RE lookahead RE problems

I’ll start by confessing that this comes originally from something I
worked on in Perl, and I’ve assumed, rightly or wrongly, that regular
expressions are regular expressions are regular expressions.

See
http://www.ilovejackdaniels.com/cheat-sheets/regular-expressions-cheat-sheet/

The context is that there are a whole pile of patterns that must be
preceded by … … well, not words or some punctuation.
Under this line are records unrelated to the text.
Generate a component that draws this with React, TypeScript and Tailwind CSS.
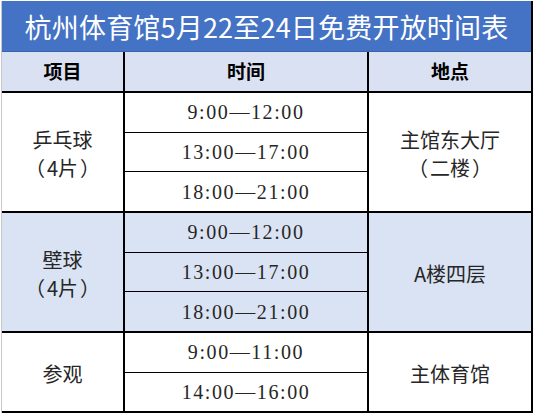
const groups = [
  {
    name: ['乒乓球', '（4片）'],
    times: ['9:00—12:00', '13:00—17:00', '18:00—21:00'],
    place: ['主馆东大厅', '（二楼）'],
    shaded: false,
    height: 'h-[120px]',
  },
  {
    name: ['壁球', '（4片）'],
    times: ['9:00—12:00', '13:00—17:00', '18:00—21:00'],
    place: ['A楼四层'],
    shaded: true,
    height: 'h-[120px]',
  },
  {
    name: ['参观'],
    times: ['9:00—11:00', '14:00—16:00'],
    place: ['主体育馆'],
    shaded: false,
    height: 'h-[80px]',
  },
];

const cjkFont = "font-['Noto_Sans_CJK_SC',sans-serif]";
const timeFont = "font-['Liberation_Serif','Noto_Sans_CJK_SC',serif]";

// fullwidth brackets get trimmed by the browser, so give them a full em box
function Line({ text }: { text: string }) {
  return (
    <span className="whitespace-nowrap">
      {Array.from(text).map((ch, i) =>
        ch === '（' || ch === '）' ? (
          <span key={i} className="inline-block w-[24px] text-center">
            {ch}
          </span>
        ) : (
          <span key={i}>{ch}</span>
        )
      )}
    </span>
  );
}

export default function App() {
  return (
    <div className="w-[534px] h-[416px] bg-white overflow-hidden">
      <div className="ml-px w-[532px] border-l border-[#c8c8c8] border-r-2 border-r-black">
        {/* Title */}
        <div className="mt-px h-[51px] bg-[#4472c4] border-b border-[#3a62a8] flex items-center justify-center">
          <h1 className={`text-[27px] leading-none text-white ${cjkFont} tracking-[0.2px]`}>
            杭州体育馆5月22至24日免费开放时间表
          </h1>
        </div>

        {/* Header */}
        <div className={`h-[41px] bg-[#d9e1f2] border-b-2 border-black flex ${cjkFont} font-bold text-[19px] text-black`}>
          <div className="w-[123px] border-r-2 border-black flex items-center justify-center">项目</div>
          <div className="w-[244px] border-r-2 border-black flex items-center justify-center">时间</div>
          <div className="flex-1 flex items-center justify-center">地点</div>
        </div>

        {groups.map((g) => (
          <div
            key={g.name[0]}
            className={`${g.height} flex border-b-2 border-black text-[#262626] ${g.shaded ? 'bg-[#dae3f3]' : 'bg-white'}`}
          >
            <div className={`w-[123px] border-r-2 border-black flex flex-col items-center justify-center pt-[4px] text-[20px] leading-[28px] ${cjkFont}`}>
              {g.name.map((n) => (
                <Line key={n} text={n} />
              ))}
            </div>
            <div className={`w-[244px] border-r-2 border-black flex flex-col divide-y divide-black ${timeFont}`}>
              {g.times.map((t) => (
                <div key={t} className="flex-1 flex items-center justify-center text-[20px] tracking-[1.6px]">
                  {t}
                </div>
              ))}
            </div>
            <div className={`flex-1 flex flex-col items-center justify-center pt-[4px] text-[20px] leading-[28px] ${cjkFont}`}>
              {g.place.map((p) => (
                <Line key={p} text={p} />
              ))}
            </div>
          </div>
        ))}
      </div>
    </div>
  );
}
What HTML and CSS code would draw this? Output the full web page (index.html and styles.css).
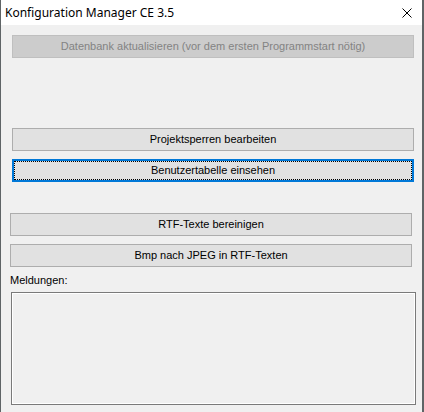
FILE: index.html
```html
<!DOCTYPE html>
<html lang="de">
<head>
<meta charset="UTF-8">
<title>Konfiguration Manager CE 3.5</title>
<link rel="stylesheet" href="styles.css">
</head>
<body>
<div class="window">
  <div class="titlebar">
    <span class="title">Konfiguration Manager CE 3.5</span>
    <svg class="close" width="10" height="10" viewBox="0 0 10 10"><path d="M0.5 0.5 L9.5 9.5 M9.5 0.5 L0.5 9.5" stroke="#000" stroke-width="1" fill="none"/></svg>
  </div>
  <div class="content">
    <button class="btn btn-wide disabled" disabled>Datenbank aktualisieren (vor dem ersten Programmstart nötig)</button>
    <button class="btn btn-wide btn-locks">Projektsperren bearbeiten</button>
    <button class="btn btn-wide focused">Benutzertabelle einsehen</button>
    <button class="btn btn-rtf">RTF-Texte bereinigen</button>
    <button class="btn btn-bmp">Bmp nach JPEG in RTF-Texten</button>
    <div class="label">Meldungen:</div>
    <div class="log"></div>
  </div>
</div>
</body>
</html>
```

FILE: styles.css
```css
:root {
  --face: #f0f0f0; --btn: #e1e1e1; --btn-border: #adadad;
  --disabled: #cccccc; --disabled-border: #bfbfbf; --disabled-text: #838383;
  --focus: #0078d7; --desk: #5f6466;
}
* { box-sizing: border-box; margin: 0; padding: 0; }
body { background: var(--desk); width: 424px; height: 412px; overflow: hidden; font-family: 'Liberation Sans', Arial, sans-serif; font-size: 11px; color: #000; }

.window { margin-left: 1px; width: 421px; height: 412px; background: var(--face); }
.titlebar { height: 25px; background: #fff; display: flex; align-items: center; justify-content: space-between; padding: 0 10px 0 4px; }
.title { font-family: 'Noto Sans', 'Open Sans', sans-serif; font-size: 12px; padding-bottom: 1px; }
.close { margin-top: 1px; }

.content { display: flex; flex-direction: column; padding: 10px 0 0 9px; }
.btn { height: 23px; width: 402px; border: 1px solid var(--btn-border); background: var(--btn); font-family: 'Liberation Sans', Arial, sans-serif; font-size: 11px; color: #000; display: flex; align-items: center; justify-content: center; padding-bottom: 1px; }
.btn-wide { margin-left: 2px; }
.disabled { background: var(--disabled); border-color: var(--disabled-border); color: var(--disabled-text); }
.btn-locks { margin-top: 70px; }
.focused { margin-top: 8px; border: 2px solid var(--focus); position: relative; }
.focused::before { content: ''; position: absolute; inset: 0; border: 1px dotted #000; }
.btn-rtf { margin-top: 31px; }
.btn-bmp { margin-top: 8px; }
.label { margin-top: 6px; height: 19px; line-height: 14px; }
.log { margin-left: 1px; width: 405px; height: 113px; border: 1px solid #7a7a7a; box-shadow: inset 0 0 0 1px #fff; background: var(--face); }
```
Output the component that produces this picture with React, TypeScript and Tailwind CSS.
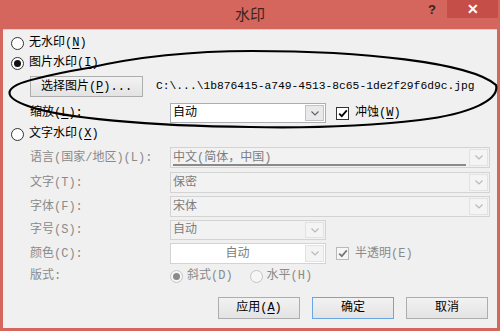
import type { ReactNode } from "react";

const MONO_CJK = "[font-family:'Liberation_Mono','Noto_Sans_CJK_SC',monospace]";

function Key({ k }: { k: string }) {
  return <span className="underline underline-offset-2">{k}</span>;
}

function Radio({ checked, disabled }: { checked?: boolean; disabled?: boolean }) {
  return (
    <span
      className={`flex h-[13px] w-[13px] shrink-0 items-center justify-center rounded-full border ${
        disabled ? "border-[#c4c4c4] bg-[#f6f6f6]" : "border-[#333] bg-white"
      }`}
    >
      {checked ? (
        <span
          className={`h-[7px] w-[7px] rounded-full ${disabled ? "bg-[#8a8a8a]" : "bg-[#111]"}`}
        />
      ) : null}
    </span>
  );
}

function Checkbox({ disabled }: { disabled?: boolean }) {
  return (
    <span
      className={`flex h-[13px] w-[13px] shrink-0 items-center justify-center border ${
        disabled ? "border-[#b9b9b9] bg-[#f6f6f6]" : "border-[#333] bg-white"
      }`}
    >
      <svg width="10" height="9" viewBox="0 0 10 9">
        <path
          d="M1.2 4.6 L3.8 7.2 L8.8 1.4"
          fill="none"
          stroke={disabled ? "#7a7a7a" : "#000"}
          strokeWidth="1.8"
        />
      </svg>
    </span>
  );
}

function Chevron({ color }: { color: string }) {
  return (
    <svg width="8" height="5" viewBox="0 0 8 5">
      <path d="M0.5 0.5 L4 4 L7.5 0.5" fill="none" stroke={color} strokeWidth="1.1" />
    </svg>
  );
}

function Select({
  text,
  width,
  disabled,
  white,
  center,
  marked
}: {
  text: string;
  width: string;
  disabled?: boolean;
  white?: boolean;
  center?: boolean;
  marked?: boolean;
}) {
  const bg = white || !disabled ? "bg-white" : "bg-[#f2f2f2]";
  return (
    <div
      className={`flex h-full ${width} items-stretch border ${
        disabled ? "border-[#d3d3d3]" : "border-[#abadb3]"
      } ${bg}`}
    >
      <div
        className={`relative flex min-w-0 flex-1 items-center px-[2px] text-[12px] ${
          center ? "justify-center" : ""
        } ${disabled ? "text-[#7d7d7d]" : "text-black"}`}
      >
        <span className={marked ? "underline decoration-[#7a7a7a] underline-offset-[3px]" : ""}>
          {text}
        </span>
        {marked ? (
          <span className="absolute bottom-[1px] left-[2px] right-[2px] h-[2px] bg-[#8a8a8a]" />
        ) : null}
      </div>
      <div
        className={`m-[1px] flex w-[19px] items-center justify-center border ${
          disabled
            ? "border-[#e2e2e2] bg-[#f4f4f4]"
            : "border-[#c3c3c3] bg-[#e9e9e9]"
        }`}
      >
        <Chevron color={disabled ? "#b8b8b8" : "#606060"} />
      </div>
    </div>
  );
}

function Button({ children, primary }: { children: ReactNode; primary?: boolean }) {
  return (
    <div
      className={`flex h-full w-[82px] items-center justify-center border bg-gradient-to-b from-[#f2f2f2] to-[#e3e3e3] text-[12px] text-black ${
        primary ? "border-[#6aa6e3]" : "border-[#adadad]"
      }`}
    >
      {children}
    </div>
  );
}

function Label({ children, disabled }: { children: ReactNode; disabled?: boolean }) {
  return (
    <div
      className={`w-[140px] shrink-0 text-[12px] ${disabled ? "text-[#8a8a8a]" : "text-black"}`}
    >
      {children}
    </div>
  );
}

export default function App() {
  return (
    <div
      className={`relative h-[331px] w-[500px] overflow-hidden bg-[#d4665d] ${MONO_CJK} leading-none`}
    >
      {/* title bar */}
      <div className="grid h-[29px] grid-cols-[1fr_auto_1fr] items-start">
        <div />
        <div className="pt-[6px] text-[15px] text-[#3b2420] [font-family:'Noto_Sans_CJK_SC',sans-serif]">
          水印
        </div>
        <div className="flex items-start justify-end pr-[2px]">
          <span className="mr-[11px] mt-[3px] text-[13px] font-bold text-[#3a2320] [font-family:'Liberation_Sans',sans-serif]">
            ?
          </span>
          <span className="flex h-[18px] w-[51px] items-center justify-center bg-[#c54f48] text-[14px] font-bold text-white [font-family:'Liberation_Sans',sans-serif]">
            ✕
          </span>
        </div>
      </div>

      {/* client area */}
      <div className="mx-[3px] flex h-[299px] flex-col border-t border-[#e6c9c5] bg-[#f0f0f0]">
        <div className="mt-[3px] flex h-[20px] items-center gap-[5px] pl-[8px] text-[12px]">
          <Radio />
          <span>
            无水印(<Key k="N" />)
          </span>
        </div>
        <div className="flex h-[20px] items-center gap-[5px] pl-[8px] text-[12px]">
          <Radio checked />
          <span>
            图片水印(<Key k="I" />)
          </span>
        </div>
        <div className="mt-[3px] flex h-[21px] items-center pl-[27px]">
          <div className="h-full">
            <div className="flex h-full w-[113px] items-center justify-center border border-[#adadad] bg-gradient-to-b from-[#f2f2f2] to-[#e3e3e3] text-[12px]">
              <span>
                选择图片(<Key k="P" />)...
              </span>
            </div>
          </div>
          <span className="ml-[13px] text-[11.3px] text-black">
            C:\...\1b876415-a749-4513-8c65-1de2f29f6d9c.jpg
          </span>
        </div>
        <div className="mt-[6px] flex h-[20px] items-center pl-[27px]">
          <Label>
            缩放(<Key k="L" />):
          </Label>
          <Select text="自动" width="w-[156px]" />
          <span className="ml-[10px]">
            <Checkbox />
          </span>
          <span className="ml-[6px] text-[12px]">
            冲蚀(<Key k="W" />)
          </span>
        </div>
        <div className="mt-[1px] flex h-[20px] items-center gap-[5px] pl-[8px] text-[12px]">
          <Radio />
          <span>
            文字水印(<Key k="X" />)
          </span>
        </div>
        <div className="mt-[3px] flex h-[21px] items-center pl-[27px]">
          <Label disabled>语言(国家/地区)(L):</Label>
          <Select text="中文(简体，中国)" width="w-[320px]" disabled marked />
        </div>
        <div className="mt-[4px] flex h-[21px] items-center pl-[27px]">
          <Label disabled>文字(T):</Label>
          <Select text="保密" width="w-[320px]" disabled />
        </div>
        <div className="mt-[3px] flex h-[21px] items-center pl-[27px]">
          <Label disabled>字体(F):</Label>
          <Select text="宋体" width="w-[320px]" disabled />
        </div>
        <div className="mt-[3px] flex h-[20px] items-center pl-[27px]">
          <Label disabled>字号(S):</Label>
          <Select text="自动" width="w-[156px]" disabled />
        </div>
        <div className="mt-[3px] flex h-[21px] items-center pl-[27px]">
          <Label disabled>颜色(C):</Label>
          <Select text="自动" width="w-[156px]" disabled white center />
          <span className="ml-[10px]">
            <Checkbox disabled />
          </span>
          <span className="ml-[6px] text-[12px] text-[#8a8a8a]">半透明(E)</span>
        </div>
        <div className="mt-[2px] flex h-[20px] items-center pl-[27px] text-[12px] text-[#8a8a8a]">
          <Label disabled>版式:</Label>
          <span className="flex items-center gap-[4px]">
            <Radio checked disabled />
            斜式(D)
          </span>
          <span className="ml-[17px] flex items-center gap-[4px]">
            <Radio disabled />
            水平(H)
          </span>
        </div>
        <div className="mt-[11px] flex h-[22px] items-stretch justify-end gap-[12px] pr-[9px]">
          <Button>
            应用(<Key k="A" />)
          </Button>
          <Button primary>确定</Button>
          <Button>取消</Button>
        </div>
      </div>

      {/* hand-drawn annotation ellipse */}
      <svg
        className="pointer-events-none absolute left-0 top-0"
        width="500"
        height="331"
        viewBox="0 0 500 331"
      >
        <path
          d="M88 68 C140 56 200 51 252 51 C360 51 470 62 496 85 C500 100 470 114 420 120 C360 127 300 128 250 127 C150 126 60 118 28 106 C0 96 5 86 35 79 C50 75 70 71 88 68"
          fill="none"
          stroke="#000"
          strokeWidth="2.2"
          strokeLinecap="round"
        />
      </svg>
    </div>
  );
}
Call them
“sort-of zero width”. That is, white space, beginning of line and some
opening sequences, call the '[‘and (’ and ‘{’ for the sake of the
example, are allowed.

I’m trying to put the RE into a ‘constant’ so that I don’t have to keep
repeating it - all the DRY stuff about changes and so forth!

I’m trying to use RE’s lookahead.

This works in perl

   $STARTWORD = qr/^|(?<=[\s\(\[\{])/m;

There is also the corresponding end word

   $ENDWORD   = qr/$|(?=[ \t\n\,\.\;\:\!\?\)])/om;

When I translate these into Ruby I get an error,
It doesn’t seem to like the lookbehind
The error message is

SyntaxError  undefined (?...) sequence: /^|(?<=[\s\(])/

Well, possibly. Or it may be that it I’m having problems when combining
it with an actual pattern.

What I’ve done is separate out the pattern to a constant (and tried to
eliminate things that might confuse the parser)

STARTWORD = %r{^|(?<=[\s(])}m

An LO! The parser chokes on that.
Does it choke because there isn’t actually pattern being compared?
Well, maybe. If I remove the ‘%r{’ stuff the parser doesn’t choke.
But it doesn’t choke on

ENDWORD = %r{$|(?=[\s,.;:!?)])}m

And I seem to be getting confused when combining these with other
regular expressions because of this inconsistency.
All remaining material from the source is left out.